** Begin MATERIAL PROVIDED **

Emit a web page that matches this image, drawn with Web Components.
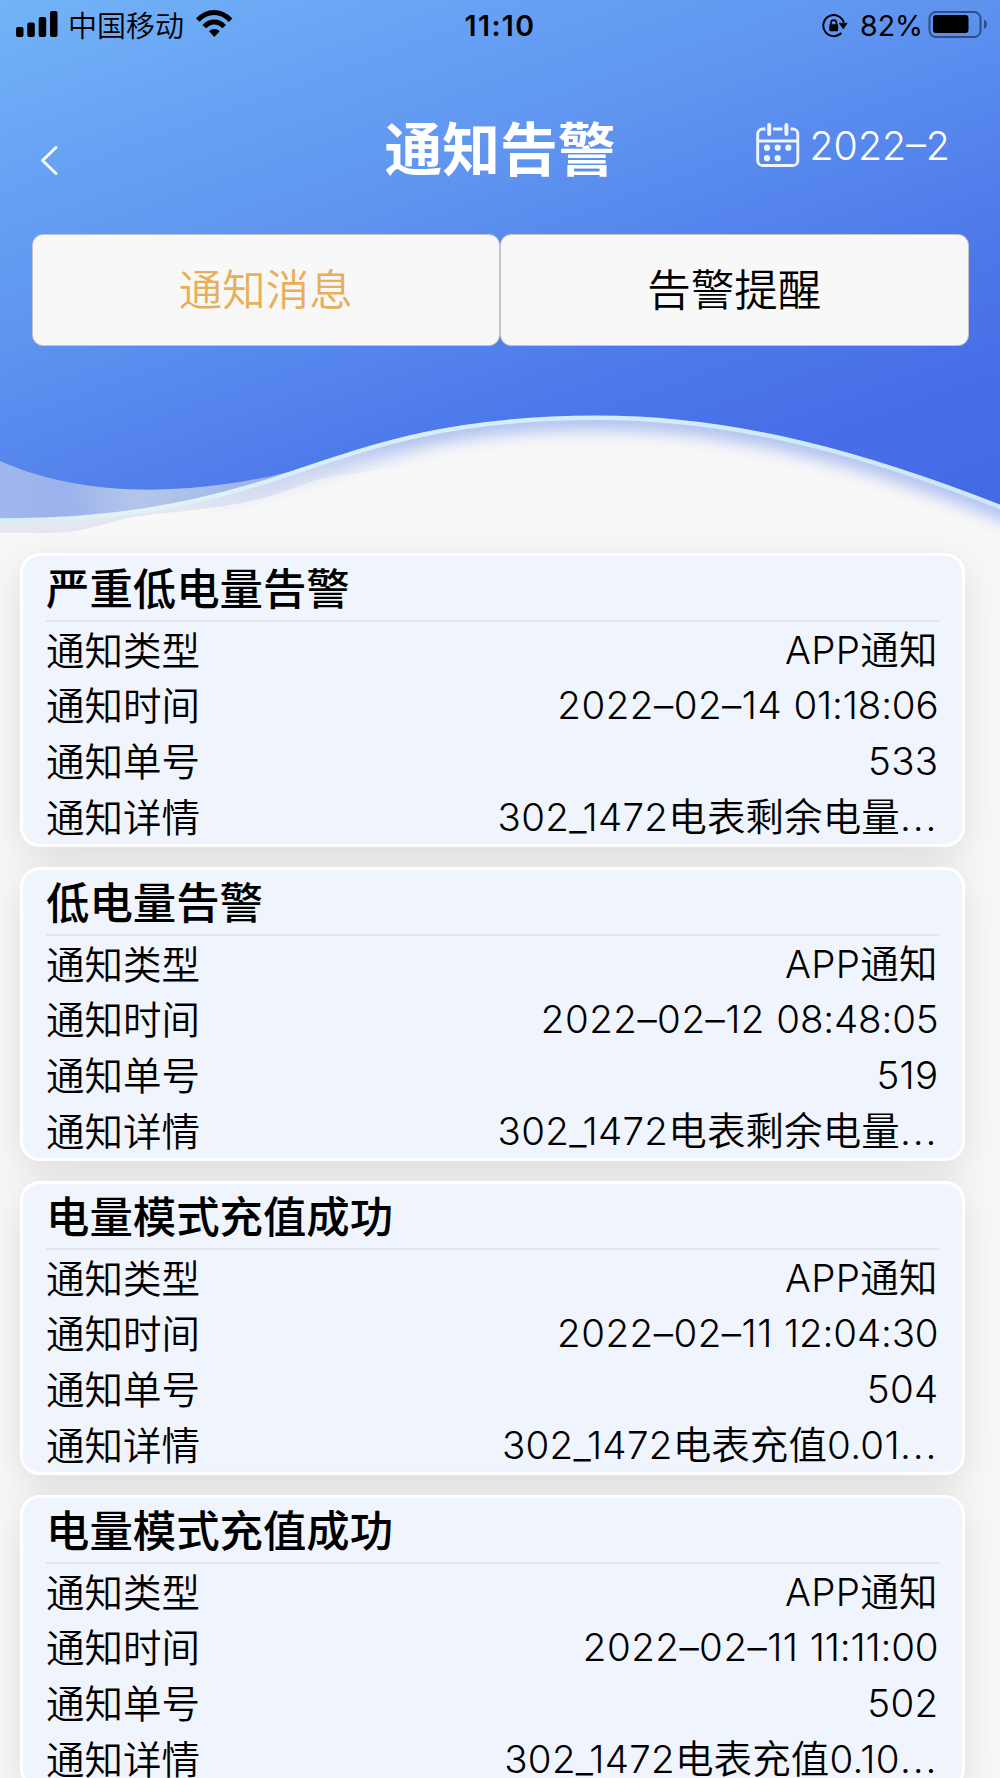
<!DOCTYPE html>
<html lang="zh-CN">
<head>
<meta charset="utf-8">
<title>通知告警</title>
<style>
html,body{margin:0;background:#f8f8f8}
body{width:1000px;height:1778px;overflow:hidden;font-family:Inter,"Noto Sans CJK SC",sans-serif;font-weight:300;color:#000}
</style>
</head>
<body>
<notice-app></notice-app>
<script>
const define = (name, html, setup) => {
  const t = document.createElement('template');
  t.innerHTML = html;
  customElements.define(name, class extends HTMLElement {
    connectedCallback() {
      if (this.shadowRoot) return;
      this.attachShadow({mode: 'open'}).append(t.content.cloneNode(true));
      if (setup) setup(this, this.shadowRoot);
    }
  });
};

define('status-bar', `
<style>
:host{display:flex;height:50px;align-items:flex-start;justify-content:space-between;box-sizing:border-box}
svg{display:block;flex:none}
div{display:flex;height:50px;line-height:50px}
.left,.right{flex:1 1 0}
.right{justify-content:flex-end}
.carrier{font-size:29px;margin-left:3px;font-weight:350;width:117px;white-space:nowrap;line-height:53px}
.time{font-size:28.5px;font-weight:600;letter-spacing:1.400px;line-height:51px}
.pct{font-size:28.5px;font-weight:400;letter-spacing:0;white-space:nowrap;line-height:51px}
</style>
<div class="left">
<svg width="65" height="50"><g fill="#000"><rect x="16" y="27" width="7.5" height="10" rx="2"/><rect x="27.3" y="22.5" width="7.5" height="14.5" rx="2"/><rect x="38.7" y="17" width="7.5" height="20" rx="2"/><rect x="50" y="11" width="7.5" height="26" rx="2"/></g></svg>
<span class="carrier">中国移动</span>
<svg width="60" height="50"><g fill="none" stroke="#000" stroke-width="5"><path d="M12.8 20.2C22 9.800 36 9.800 45.600 20.200"/><path d="M19.300 26.600C25 20.400 33.400 20.400 39.200 26.600"/></g><path d="M24 31.200C27 28.300 31.600 28.300 34.600 31.200L29.300 37Z"/></svg>
</div>
<span class="time">11:10</span>
<div class="right">
<svg width="38" height="50"><path d="M21.900 22.800A10.500 10.500 0 1 0 19.300 33" fill="none" stroke="#000" stroke-width="2"/><path d="M17.200 23.200H25.200L21.300 29Z" stroke="#000" stroke-width=".6" stroke-linejoin="round"/><rect x="7.300" y="24.300" width="8.800" height="7" rx="1"/><path d="M9 25V22.800A2.700 2.700 0 0 1 14.400 22.800V25" fill="none" stroke="#000" stroke-width="1.600"/></svg>
<span class="pct">82%</span>
<svg width="77" height="50"><rect x="6.500" y="12" width="51" height="25" rx="6.500" fill="none" stroke="#304d86" stroke-width="2"/><rect x="10" y="15" width="35.500" height="18" rx="3"/><path d="M61 19.500C65 21.500 65 27 61 29Z" fill="#304d86"/></svg>
</div>
`);

define('nav-header', `
<style>
:host{display:grid;grid-template-columns:1fr auto 1fr;height:184px;align-items:start}
svg{display:block;flex:none}
h1{margin:0;font-size:57.800px;font-weight:700;color:#fff;line-height:84px;padding-top:58px}
.date{display:flex;justify-content:flex-end;color:#fff;font-size:39.3px;line-height:50px;padding:71px 50px 0 0}
.date span{width:140.500px;margin-left:9.500px;white-space:nowrap;font-weight:330}
</style>
<svg width="100" height="184"><path d="M56 97.500L42.500 110.500L56 123.500" fill="none" stroke="#fff" stroke-width="2.800" stroke-linecap="round" stroke-linejoin="round"/></svg>
<h1><slot name="title"></slot></h1>
<div class="date"><svg width="44" height="50" viewBox="0 0 44 50"><g fill="none" stroke="#fff" stroke-width="2.900" opacity=".9"><path d="M9.500 8H6.500A4.800 4.800 0 0 0 1.700 12.800V39.700A4.800 4.800 0 0 0 6.500 44.500H37A4.800 4.800 0 0 0 41.800 39.700V12.800A4.800 4.800 0 0 0 37 8H34.500M17 8H26.500M1.700 20H41.800"/><path d="M13.200 4V13M30.400 4V13" stroke-width="4" stroke-linecap="round"/></g><g fill="#fff" opacity=".92"><circle cx="11" cy="26.700" r="3.100"/><circle cx="21.700" cy="26.700" r="3.100"/><circle cx="32.300" cy="26.700" r="3.100"/><circle cx="11" cy="37.200" r="3.100"/><circle cx="21.700" cy="37.200" r="3.100"/></g></svg><span><slot name="date"></slot></span></div>
`);

define('tab-item', `
<style>
:host{display:block;flex:1;box-sizing:border-box;height:112px;border:1.300px solid #c4c4c6;border-radius:11px;background:#f8f8f8;text-align:center;font-size:43.500px;line-height:111px;font-weight:350}
:host([active]){color:#e8ae5a}
</style><slot></slot>`);

define('tab-bar', `<style>:host{display:flex;padding:0 31.500px}</style><slot></slot>`);

define('wave-header', `
<style>
:host{display:grid;height:533px}
svg,.content{grid-area:1/1;display:block;min-width:0}
.line{z-index:1}
.content{z-index:2}
.bg{grid-area:1/1;background:linear-gradient(160deg,#72b4f7 0%,#68a3f4 18%,#6096f0 36%,#5687ed 52%,#4d79ea 66%,#476ee8 82%,#4468e4 100%);
clip-path:path("M0 0H1000V507C870 456 740 417.700 597 417.700C450 417.700 400 436 325 462C210 497 90 501 0 461Z")}
</style>
<svg width="1000" height="533" viewBox="0 0 1000 533">
<defs>
<linearGradient id="pale" gradientUnits="userSpaceOnUse" x1="0" y1="470" x2="330" y2="450"><stop offset="0" stop-color="#9fb7ee"/><stop offset=".2" stop-color="#9bb3ea"/><stop offset=".4" stop-color="#b3c5ea"/><stop offset=".55" stop-color="#aec1ea"/><stop offset="1" stop-color="#89a4ec"/></linearGradient>
<linearGradient id="fade" gradientUnits="userSpaceOnUse" x1="190" y1="0" x2="400" y2="0"><stop offset="0" stop-color="#000"/><stop offset="1" stop-color="#fff"/></linearGradient>
<linearGradient id="haze" gradientUnits="userSpaceOnUse" x1="0" y1="0" x2="430" y2="0"><stop offset="0" stop-color="#e5e8f1"/><stop offset=".65" stop-color="#e1e6f2"/><stop offset="1" stop-color="#e4e9f6" stop-opacity="0"/></linearGradient>
<mask id="m" maskUnits="userSpaceOnUse" x="0" y="0" width="1000" height="533"><rect width="1000" height="533" fill="url(#fade)"/></mask>
<filter id="blur" filterUnits="userSpaceOnUse" x="-40" y="300" width="1090" height="300"><feGaussianBlur stdDeviation="7.500"/></filter>
</defs>
<path d="M0 520C110 521 190 505 270 480L430 430V462C350 474 335 475 317 480C290 488 270 500 217 507C180 512 160 513 133 517C100 524 90 531 53 533H0Z" fill="url(#haze)"/>
<g mask="url(#m)"><path d="M180 519C230 505 240 502 270 493C360 463 440 430.500 597 430.500C740 430.500 870 469 1000 520L1060 544V380H100Z" fill="#b2c3f1" filter="url(#blur)"/></g>
<path d="M0 519C110 520 190 504 270 479L345 452L270 450H0Z" fill="url(#pale)"/>
</svg>
<div class="bg"></div>
<svg class="line" width="1000" height="533" viewBox="0 0 1000 533">
<linearGradient id="edge" gradientUnits="userSpaceOnUse" x1="0" y1="0" x2="1000" y2="0"><stop offset="0" stop-color="#d5eef5"/><stop offset=".15" stop-color="#e3f3f2"/><stop offset=".3" stop-color="#d9effa"/><stop offset="1" stop-color="#cbe8f8"/></linearGradient>
<path d="M-3 520.500C110 521.500 190 505.500 270 480.500C360 450.500 440 417.800 597 417.800C740 417.800 870 456 1003 508" fill="none" stroke="url(#edge)" stroke-width="4.400"/>
</svg>
<div class="content"><slot></slot></div>
`);

define('notice-row', `
<style>
:host{display:flex;justify-content:space-between;height:55.600px;font-size:38.500px;white-space:nowrap;font-weight:350}
.label{line-height:59.600px}
.value{line-height:57.600px;letter-spacing:.400px}
.digits{font-weight:340;letter-spacing:.300px}
.date{font-weight:340;letter-spacing:.480px}
.time{font-weight:340;letter-spacing:-.150px}
.han{letter-spacing:.100px}
.han:last-child{margin-right:1px}
.dots{letter-spacing:2px}
</style><span class="label"></span><span class="value"></span>`, (el, root) => {
  root.querySelector('.label').textContent = el.getAttribute('label');
  const value = root.querySelector('.value');
  // Dates, times, Chinese runs and the trailing dots each carry their own weight and tracking
  const kind = run => run === '...' ? 'dots'
    : /[\u4e00-\u9fff]/.test(run) ? 'han'
    : run.includes(':') ? 'time'
    : run.includes('–') ? 'date' : 'digits';
  for (const run of el.getAttribute('value').match(/\.{3}$|[\d–]+ |[\u4e00-\u9fff]+|(?:(?!\.{3}$)[^\u4e00-\u9fff])+/g)) {
    const s = document.createElement('span');
    s.textContent = run;
    s.className = kind(run);
    value.append(s);
  }
});

define('notice-card', `
<style>
:host{display:block;box-sizing:border-box;height:294px;border:3px solid #fff;border-radius:20px;background:#f0f4fc;padding:0 23.500px 0 23px;box-shadow:0 11px 40px rgba(0,0,0,.115)}
h2{margin:0;height:64.300px;line-height:67px;font-size:43.400px;font-weight:500;border-bottom:2px solid #e5e5e7}
</style><h2></h2><slot></slot>`, (el, root) => {
  root.querySelector('h2').textContent = el.getAttribute('heading');
});

define('notice-list', `<style>:host{display:flex;flex-direction:column;gap:20px;padding:19.500px 35px 0 20px}</style><slot></slot>`);

define('notice-app', `
<style>:host{display:block;width:1000px;height:1778px;overflow:hidden;background:#f8f8f8}</style>
<wave-header>
<status-bar></status-bar>
<nav-header><span slot="title">通知告警</span><span slot="date">2022–2</span></nav-header>
<tab-bar><tab-item active>通知消息</tab-item><tab-item>告警提醒</tab-item></tab-bar>
</wave-header>
<notice-list>
<notice-card heading="严重低电量告警">
<notice-row label="通知类型" value="APP通知"></notice-row><notice-row label="通知时间" value="2022–02–14 01:18:06"></notice-row><notice-row label="通知单号" value="533"></notice-row><notice-row label="通知详情" value="302_1472电表剩余电量..."></notice-row>
</notice-card>
<notice-card heading="低电量告警">
<notice-row label="通知类型" value="APP通知"></notice-row><notice-row label="通知时间" value="2022–02–12 08:48:05"></notice-row><notice-row label="通知单号" value="519"></notice-row><notice-row label="通知详情" value="302_1472电表剩余电量..."></notice-row>
</notice-card>
<notice-card heading="电量模式充值成功">
<notice-row label="通知类型" value="APP通知"></notice-row><notice-row label="通知时间" value="2022–02–11 12:04:30"></notice-row><notice-row label="通知单号" value="504"></notice-row><notice-row label="通知详情" value="302_1472电表充值0.01..."></notice-row>
</notice-card>
<notice-card heading="电量模式充值成功">
<notice-row label="通知类型" value="APP通知"></notice-row><notice-row label="通知时间" value="2022–02–11 11:11:00"></notice-row><notice-row label="通知单号" value="502"></notice-row><notice-row label="通知详情" value="302_1472电表充值0.10..."></notice-row>
</notice-card>
</notice-list>
`);
</script>
</body>
</html>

** End MATERIAL PROVIDED **

DIRECTION. Report the number of lines that contain "this", with no other words.

TASK SOLUTION. 4